First and foremost, GLM-4.5V is not an isolated creation but is built upon Zhiyu AI’s next-generation flagship text base model, GLM-4.5-Air. This lineage is crucial as it means that GLM-4.5V naturally inherits its predecessor’s strong language understanding, logical reasoning, and code generation capabilities. In multimodal tasks, visual information must be encoded and deeply integrated with the language model for reasoning. A robust language base is a prerequisite for achieving advanced visual reasoning. GLM-4.5V stands on the shoulders of such a “giant.”

2.2. Advantages of MoE Architecture: Perfect Balance of Scale and Efficiency

GLM-4.5V employs the cutting-edge Mixture-of-Experts (MoE) architecture in the field of large language models. This can be understood as a system of an “expert committee.” Traditional large models require all parameters to be activated for any task, akin to a polymath solving all problems single-handedly. In contrast, the MoE architecture divides the model into multiple “expert networks,” and when processing a specific input, the system intelligently selects a small subset of the most relevant “experts” to collaborate.

  • Specific Parameters: GLM-4.5V has a total parameter count of 106 billion (106B), but during actual inference calculations, only 12 billion (12B) parameters need to be activated.
  • Core Advantage: This revolutionary design allows the model to possess knowledge capacity and performance close to a dense 106 billion parameter model while achieving inference speed and hardware resource consumption comparable to a 12 billion parameter model. This greatly optimizes deployment costs and inference efficiency, providing enterprises and developers with an unprecedented high cost-performance solution, addressing the core pain point of “unaffordable” large models.

2.3. The “Thinking” Paradigm: Evolution from Perception to Reasoning

One of the most striking innovations of GLM-4.5V is its continuation and development of the “Thinking” paradigm pioneered by the GLM-4.1V-Thinking model. This is not just a function but a philosophical reflection on the working mode of AI.
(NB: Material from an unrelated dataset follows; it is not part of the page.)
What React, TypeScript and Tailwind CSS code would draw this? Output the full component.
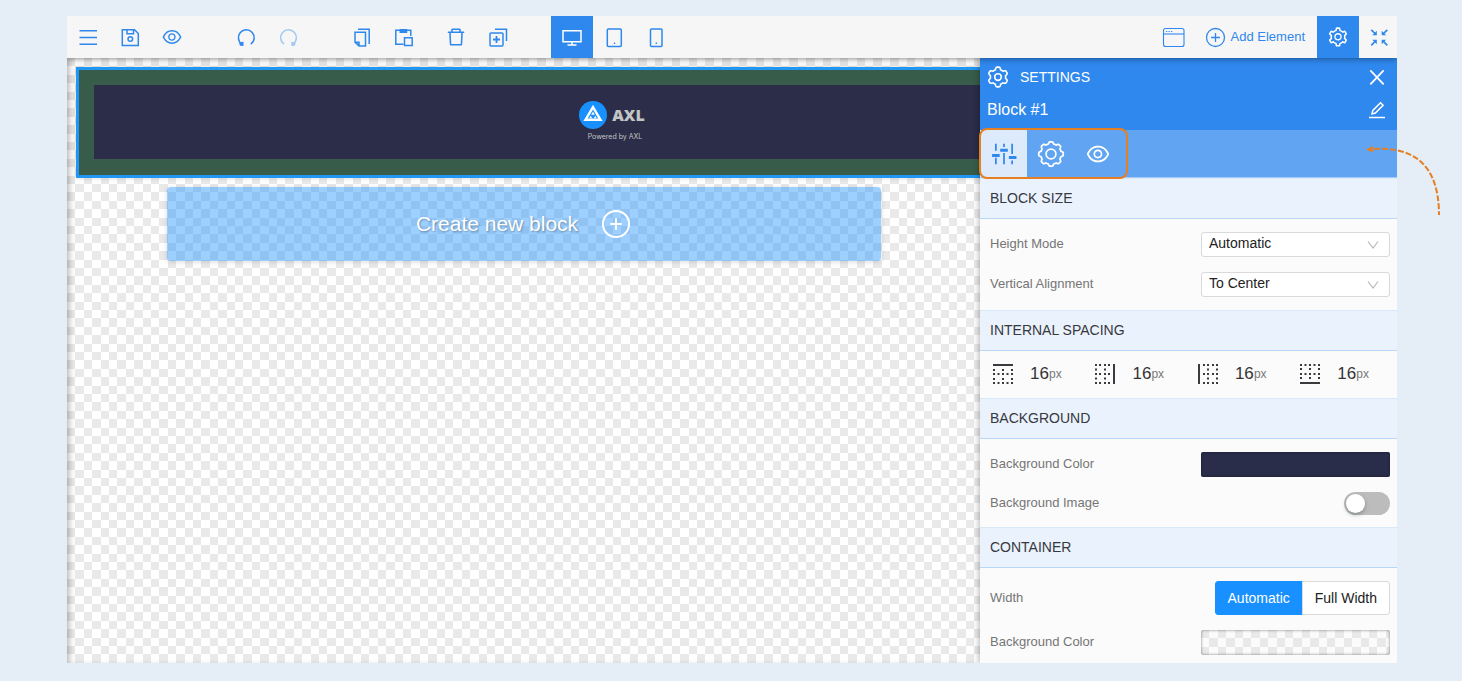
import { useState, type ReactNode } from 'react';
import { AiOutlineEye, AiOutlineSetting, AiOutlineDelete } from 'react-icons/ai';

// Evenly lobed gear outline around (12, 12)
function gearPath(teeth: number, outer: number, inner: number) {
  const pts: string[] = [];
  const steps = teeth * 24;
  for (let i = 0; i < steps; i++) {
    const a = (i / steps) * Math.PI * 2;
    const wave = Math.max(-1, Math.min(1, Math.cos(a * teeth) * 1.8));
    const r = (outer + inner) / 2 + ((outer - inner) / 2) * wave;
    pts.push(`${(12 + r * Math.sin(a)).toFixed(2)} ${(12 - r * Math.cos(a)).toFixed(2)}`);
  }
  return `M${pts.join('L')}Z`;
}

interface IconProps {
  children: ReactNode;
  className?: string;
  width?: number;
}

function Icon({ children, className = 'size-6', width = 1.5 }: IconProps) {
  return (
    <svg viewBox="0 0 24 24" className={className} fill="none" stroke="currentColor" strokeWidth={width} aria-hidden="true">
      {children}
    </svg>
  );
}

const icons = {
  menu: (
    <Icon>
      <path d="M3.500 5.700h17.500M3.500 12.500h17.500M3.500 19.300h17.500" />
    </Icon>
  ),
  save: (
    <Icon>
      <path d="M4.300 4.700h12.200l3.800 3.800v12H4.300zM9 4.700v4h6.500v-4" />
      <circle cx="12.300" cy="14" r="2.300" />
    </Icon>
  ),
  undo: (
    <Icon width={1.6}>
      <path d="M8 19.300A7.900 7.900 0 1 1 16.800 19.200" />
      <path d="M5 17.500l4.500-.7v4.200l-3.500-.3z" fill="currentColor" stroke="none" />
    </Icon>
  ),
  redo: (
    <Icon width={1.6}>
      <path d="M16.800 19.300A7.900 7.900 0 1 0 8 19.200" />
      <path d="M19.800 17.500l-4.500-.7v4.200l3.500-.3z" fill="currentColor" stroke="none" />
    </Icon>
  ),
  copy: (
    <Icon>
      <path d="M8 4.200h11.200V19" />
      <path d="M9 21h6.500V7.200H5v10zM5 17.200h4V21" />
      <path d="M5 17.200h4V21z" fill="currentColor" fillOpacity="0.5" stroke="none" />
    </Icon>
  ),
  paste: (
    <Icon>
      <path d="M11.500 19.300H3.800V5.300H8M15 5.300h3.800V11" />
      <path d="M8.300 4.700h6.200v2.600H8.300z" fill="currentColor" />
      <path d="M12.500 12.800h7.700v7.700h-7.700z" />
    </Icon>
  ),
  duplicate: (
    <Icon>
      <path d="M9 4.200h11.500V16" />
      <rect x="4" y="8" width="13" height="13" rx="1" />
      <path d="M10.500 11v7M7 14.500h7" strokeWidth="1.800" />
    </Icon>
  ),
  desktop: (
    <Icon>
      <path d="M3 5.700h18v11H3zM12 16.700v3M7.500 20h9" />
    </Icon>
  ),
  tablet: (
    <Icon>
      <rect x="5.300" y="4" width="14" height="17.500" rx="1" />
      <path d="M11.800 18.300h1.400" />
    </Icon>
  ),
  mobile: (
    <Icon>
      <rect x="6.500" y="4" width="11.500" height="17.500" rx="1" />
      <path d="M11.600 18.300h1.400" />
    </Icon>
  ),
  browser: (
    <Icon width={1.1}>
      <rect x="1.500" y="3.500" width="20.500" height="18" rx="2" />
      <path d="M1.500 9h20.500" />
      <path d="M4 6.500h1.200M6.500 6.500h1.200M9 6.500h1.200" />
    </Icon>
  ),
  shrink: (
    <Icon width={1.7}>
      <path d="M4.300 4.800L9 9.500M20.300 4.800L15.500 9.500M4.300 20.300L9 15.500M20.300 20.300L15.500 15.500" />
      <path d="M9.800 5.800v4.400H5.300zM14.700 5.800v4.400h4.500zM9.800 19.200v-4.400H5.300zM14.700 19.200v-4.400h4.500z" fill="currentColor" stroke="none" />
    </Icon>
  ),
};

interface ToolProps {
  label: string;
  children: ReactNode;
  active?: boolean;
  disabled?: boolean;
}

function Tool({ label, children, active, disabled }: ToolProps) {
  return (
    <button
      type="button"
      aria-label={label}
      disabled={disabled}
      className={`flex h-[42px] w-[42px] shrink-0 items-center justify-center disabled:opacity-40 ${
        active ? 'bg-[#2f88ed] text-white' : 'text-[#2f88ed]'
      }`}
    >
      {children}
    </button>
  );
}

// One tile is five checker periods wide
const edges = [0, 8, 17, 25, 34, 42, 50, 59, 67, 76, 84];

function Checker({ id }: { id: string }) {
  return (
    <svg className="absolute inset-0 size-full" aria-hidden="true">
      <defs>
        <pattern id={id} width="84" height="84" patternUnits="userSpaceOnUse">
          {edges.slice(0, -1).flatMap((x, i) =>
            edges.slice(0, -1).map((y, j) =>
              (i + j) % 2 === 0 ? (
                <rect key={`${i}-${j}`} x={x} y={y} width={edges[i + 1] - x} height={edges[j + 1] - y} fill="#e9e9e9" />
              ) : null,
            ),
          )}
        </pattern>
      </defs>
      <rect width="100%" height="100%" fill={`url(#${id})`} />
    </svg>
  );
}

function Toolbar() {
  return (
    <header className="relative z-20 flex h-[42px] shrink-0 items-center justify-between bg-[#f6f6f6] shadow-[0_1px_6px_rgba(0,0,0,0.4)]">
      <div className="flex">
        <Tool label="Menu">{icons.menu}</Tool>
        <Tool label="Save">{icons.save}</Tool>
        <Tool label="Preview">
          <AiOutlineEye className="size-[22px]" />
        </Tool>
        <div className="ml-8 flex">
          <Tool label="Undo">{icons.undo}</Tool>
          <Tool label="Redo" disabled>
            {icons.redo}
          </Tool>
        </div>
        <div className="ml-8 flex">
          <Tool label="Copy">{icons.copy}</Tool>
          <Tool label="Paste">{icons.paste}</Tool>
        </div>
        <div className="ml-2.5 flex">
          <Tool label="Delete">
            <AiOutlineDelete className="size-[22px]" />
          </Tool>
          <Tool label="Duplicate">{icons.duplicate}</Tool>
        </div>
        <div className="ml-8 flex">
          <Tool label="Desktop view" active>
            {icons.desktop}
          </Tool>
          <Tool label="Tablet view">{icons.tablet}</Tool>
          <Tool label="Mobile view">{icons.mobile}</Tool>
        </div>
      </div>
      <div className="flex">
        <Tool label="Page frame">{icons.browser}</Tool>
        <button type="button" className="flex h-[42px] items-center gap-1 pr-3 pl-2 text-[13px] text-[#2f88ed]">
          <Icon width={1.3}>
            <circle cx="12.500" cy="12.500" r="9" />
            <path d="M12.500 8v9M8 12.500h9" />
          </Icon>
          Add Element
        </button>
        <Tool label="Settings" active>
          <AiOutlineSetting className="size-[22px]" />
        </Tool>
        <button type="button" aria-label="Exit full screen" className="flex h-[42px] w-[38px] items-center justify-center pl-0.5 text-[#2f88ed]">
          {icons.shrink}
        </button>
      </div>
    </header>
  );
}

function Canvas() {
  return (
    <main className="relative min-w-0 flex-1 overflow-hidden bg-white pt-[9px]">
      <Checker id="canvas-checker" />
      <div className="pointer-events-none absolute inset-0 shadow-[inset_5px_0_6px_-3px_rgba(0,0,0,0.3)]" />
      <section className="relative ml-[9px] w-[1072px] border-3 border-[#2196f3] bg-[#375c4a] px-[15px] pt-[15px] pb-4 shadow-[0_0_5px_rgba(0,0,0,0.15)]">
        <div className="flex h-[74px] flex-col items-center bg-[#2b2d49] pt-4">
          <div className="flex items-center gap-[5px]">
            <svg viewBox="0 0 28 28" className="size-7" aria-hidden="true">
              <circle cx="14" cy="14" r="14" fill="#1890ff" />
              <path d="M14 6.200L21.500 18.800h-15z" fill="none" stroke="#fff" strokeWidth="2.400" />
              <path d="M14 10.500l1.800 3.200h-3.600zM11.700 14.700l1.500 2.600h-3zM16.300 14.700l1.500 2.600h-3z" fill="#fff" />
            </svg>
            <span className="font-['Open_Sans',sans-serif] text-base leading-[26px] font-extrabold text-[#c4c4c4]">AXL</span>
          </div>
          <span className="mt-0.5 pl-1.5 font-['Inter',sans-serif] text-[7px] leading-3 text-[#c4c4c4]">Powered by AXL</span>
        </div>
      </section>
      <div className="relative mt-[9px] pr-[99px] pl-[100px]">
        <button
          type="button"
          className="flex h-[74px] w-full items-center justify-center gap-[22px] rounded bg-[#1890ff]/42 text-[21px] text-white shadow-[0_1px_5px_rgba(0,0,0,0.15)]"
        >
          <span className="[text-shadow:1px_1px_2px_rgba(0,0,0,0.3)]">Create new block</span>
          <Icon className="size-8" width={1.5}>
            <circle cx="12" cy="12" r="9.800" />
            <path d="M12 7.700v8.600M7.700 12h8.600" />
          </Icon>
        </button>
      </div>
    </main>
  );
}

function SectionTitle({ children }: { children: ReactNode }) {
  return (
    <h2 className="flex h-[41px] shrink-0 items-center border-t border-b border-t-[#d9e9f9] border-b-[#b8d7f7] bg-[#eaf3fd] px-2.5 text-[14px] text-[#38383f]">
      {children}
    </h2>
  );
}

interface SelectRowProps {
  id: string;
  label: string;
  options: string[];
}

function SelectRow({ id, label, options }: SelectRowProps) {
  return (
    <div className="flex h-[25px] items-center justify-between">
      <label htmlFor={id} className="pb-0.5">
        {label}
      </label>
      <div className="relative w-[189px]">
        <select
          id={id}
          className="block h-[25px] w-full appearance-none rounded-[3px] border border-[#d9d9d9] bg-white px-[7px] pb-0.5 text-[14px] text-[#222]"
        >
          {options.map((o) => (
            <option key={o}>{o}</option>
          ))}
        </select>
        <svg viewBox="0 0 12 8" className="pointer-events-none absolute top-[9px] right-[11px] h-2 w-3" fill="none" stroke="#b8b8b8" strokeWidth="1.200" aria-hidden="true">
          <path d="M1 .5l5 6.500 5-6.500" />
        </svg>
      </div>
    </div>
  );
}

// Dotted square with one solid edge, drawn for the top side and turned for the rest
const sides = [
  { side: 'Top', turn: 0 },
  { side: 'Right', turn: 90 },
  { side: 'Left', turn: 270 },
  { side: 'Bottom', turn: 180 },
];

function SpacingField({ side, turn }: { side: string; turn: number }) {
  return (
    <label className="flex items-center">
      <svg viewBox="0 0 20 20" className="size-5" aria-hidden="true">
        <g transform={`rotate(${turn} 10 10)`} fill="#3a3a3f">
          <rect width="20" height="2" />
          {[5, 9, 14, 18].flatMap((y) =>
            [0, 4.5, 9, 13.5, 18].map((x) =>
              (y === 5 || y === 14) && (x === 4.5 || x === 13.5) ? null : (
                <rect key={`${x}-${y}`} x={x} y={y} width="2" height="2" />
              ),
            ),
          )}
        </g>
      </svg>
      <input
        type="text"
        aria-label={`${side} spacing`}
        defaultValue="16"
        className="ml-[17px] w-[19px] bg-transparent text-[17px] text-[#333]"
      />
      <span className="text-[12px] text-[#777]">px</span>
    </label>
  );
}

function SettingsPanel() {
  const [image, setImage] = useState(false);
  const [width, setWidth] = useState('Automatic');

  return (
    <aside className="relative z-10 flex w-[417px] shrink-0 flex-col bg-[#fbfbfb] text-[13px] text-[#757575] shadow-[-1px_0_6px_rgba(0,0,0,0.3)]">
      <div className="flex h-[72px] shrink-0 flex-col bg-[#2f88ed] px-[7px] pt-[3px] text-white">
        <div className="flex h-8 items-center">
          <Icon className="size-[22px]" width={1.8}>
            <path d={gearPath(6, 10.8, 8.3)} />
            <circle cx="12" cy="12" r="3.600" />
          </Icon>
          <h1 className="ml-[11px] flex-1 text-[14px]">SETTINGS</h1>
          <button type="button" aria-label="Close" className="mr-[5px]">
            <Icon className="size-4" width={2.7}>
              <path d="M2 2l20 21M22 2L2 23" />
            </Icon>
          </button>
        </div>
        <div className="flex h-[34px] items-center justify-between text-[16px]">
          Block #1
          <button type="button" aria-label="Rename block" className="mr-1">
            <svg viewBox="0 0 18 18" className="size-[18px]" fill="none" stroke="currentColor" strokeWidth="1.500" aria-hidden="true">
              <path d="M4 13l.8-3.500L12.500 1.700l2.600 2.600-7.700 7.700z" />
              <path d="M1 16.500h16" />
            </svg>
          </button>
        </div>
      </div>

      <div className="relative flex h-12 shrink-0 border-b border-[#a8cdf8] bg-[#60a4f2] text-white" role="tablist">
        <button type="button" role="tab" aria-selected="true" aria-label="Layout" className="flex w-[47px] items-center justify-center bg-[#dceafb] text-[#2f88ed]">
          <Icon className="size-[26px]" width={1.6}>
            <path d="M4.500 2.500V9M4.500 15.500v6M12 2.500V5.500M12 11v10.500M19.500 2.500V12M19.500 18v3.500" />
            <path d="M1 13.300h7M8.500 8.600h7M16.500 15.300h7" strokeWidth="2.800" />
          </Icon>
        </button>
        <button type="button" role="tab" aria-selected="false" aria-label="Options" className="flex w-[47px] items-center justify-center">
          <Icon className="size-7" width={1.5}>
            <path d={gearPath(8, 10.5, 8.8)} />
            <circle cx="12" cy="12" r="4.200" />
          </Icon>
        </button>
        <button type="button" role="tab" aria-selected="false" aria-label="Visibility" className="flex w-[47px] items-center justify-center">
          <AiOutlineEye className="size-[26px]" />
        </button>
        <div className="pointer-events-none absolute -top-[2px] -left-px h-[51px] w-[149px] rounded-lg border-2 border-[#e67e22]" />
      </div>

      <SectionTitle>BLOCK SIZE</SectionTitle>
      <div className="flex flex-col gap-[15px] py-[13px] pr-[7px] pl-2.5">
        <SelectRow id="height-mode" label="Height Mode" options={['Automatic', 'Fixed']} />
        <SelectRow id="vertical-alignment" label="Vertical Alignment" options={['To Center', 'To Top', 'To Bottom']} />
      </div>

      <SectionTitle>INTERNAL SPACING</SectionTitle>
      <div className="flex h-[47px] shrink-0 items-center justify-between pr-7 pb-px pl-[13px]">
        {sides.map((s) => (
          <SpacingField key={s.side} {...s} />
        ))}
      </div>

      <SectionTitle>BACKGROUND</SectionTitle>
      <div className="flex flex-col gap-3.5 pt-[13px] pr-[7px] pb-3 pl-2.5">
        <div className="flex h-[25px] items-center justify-between">
          <span id="bg-color" className="pb-0.5">
            Background Color
          </span>
          <button type="button" aria-labelledby="bg-color" className="h-[25px] w-[189px] rounded-xs bg-[#2a2d49] shadow-[inset_0_0_3px_rgba(0,0,0,0.4)]" />
        </div>
        <div className="flex h-6 items-center justify-between">
          <label htmlFor="bg-image">Background Image</label>
          <span className="relative h-[23px] w-[46px]">
            <input
              id="bg-image"
              type="checkbox"
              role="switch"
              checked={image}
              onChange={(e) => setImage(e.target.checked)}
              className="peer block h-[23px] w-[46px] appearance-none rounded-full bg-[#bcbcbc] checked:bg-[#1890ff]"
            />
            <span className="pointer-events-none absolute top-0.5 left-0.5 size-[19px] rounded-full bg-white shadow-[0_2px_4px_rgba(0,35,11,0.3)] peer-checked:left-[25px]" />
          </span>
        </div>
      </div>

      <SectionTitle>CONTAINER</SectionTitle>
      <div className="flex flex-col gap-[15px] pt-[13px] pr-[7px] pl-2.5">
        <fieldset className="flex h-[34px] items-center justify-between">
          <span>Width</span>
          <div className="flex text-[14px]">
            {['Automatic', 'Full Width'].map((w) => (
              <label
                key={w}
                className={`flex h-[34px] items-center border px-3 first:rounded-l-[3px] last:-ml-px last:rounded-r-[3px] ${
                  width === w ? 'border-[#1890ff] bg-[#1890ff] text-white' : 'border-[#d9d9d9] bg-white text-[#222]'
                }`}
              >
                <input type="radio" name="container-width" value={w} checked={width === w} onChange={() => setWidth(w)} className="sr-only" />
                {w}
              </label>
            ))}
          </div>
        </fieldset>
        <div className="flex h-[25px] items-center justify-between">
          <span id="container-color" className="pb-0.5">
            Background Color
          </span>
          <button type="button" aria-labelledby="container-color" className="relative h-[25px] w-[189px] overflow-hidden rounded-xs">
            <Checker id="swatch-checker" />
            <span className="absolute inset-0 rounded-xs shadow-[inset_0_0_3px_rgba(0,0,0,0.5)]" />
          </button>
        </div>
      </div>
    </aside>
  );
}

export default function App() {
  return (
    <div className="flex h-screen flex-col bg-[#e5edf6] pt-4 pr-[65px] pb-[18px] pl-[67px] font-['Liberation_Sans',Arial,sans-serif]">
      <div className="relative flex min-h-0 flex-1 flex-col">
        <div className="flex min-h-0 flex-1 flex-col overflow-hidden">
          <Toolbar />
          <div className="flex min-h-0 flex-1">
            <Canvas />
            <SettingsPanel />
          </div>
        </div>
        <svg viewBox="0 0 80 72" className="pointer-events-none absolute top-[128px] -right-[48px] z-30 h-[72px] w-20" fill="none" aria-hidden="true">
          <path d="M9 5C44 3 74 16 74 71" stroke="#e67e22" strokeWidth="2" strokeDasharray="6 2" />
          <path d="M1 5.500l7-3.500v6.500z" fill="#e67e22" />
        </svg>
      </div>
    </div>
  );
}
  • “Thinking Mode” Switch: The model provides a “ThinkingMode” switch. In the off state, the model quickly gives direct answers like traditional models. However, when turned on, the model engages in step-by-step, explicit internal reasoning before generating the final response. These reasoning processes are encapsulated within special tags and are not output as final answers, simulating the “thinking” process humans undergo when solving complex problems.
  • Value of Mixed Reasoning: This design grants users the freedom to choose between “speed” and “depth.” For simple tasks, immediate responses can be pursued; for complex problems, a slight sacrifice in time can yield more reliable and logical answers.
  • Technical Support: This advanced reasoning ability is further enhanced by a training technique called “Reinforcement Learning with Curriculum Sampling (RLCS),” which significantly boosts the model’s complex reasoning capabilities through a curriculum training approach that progresses from easy to difficult.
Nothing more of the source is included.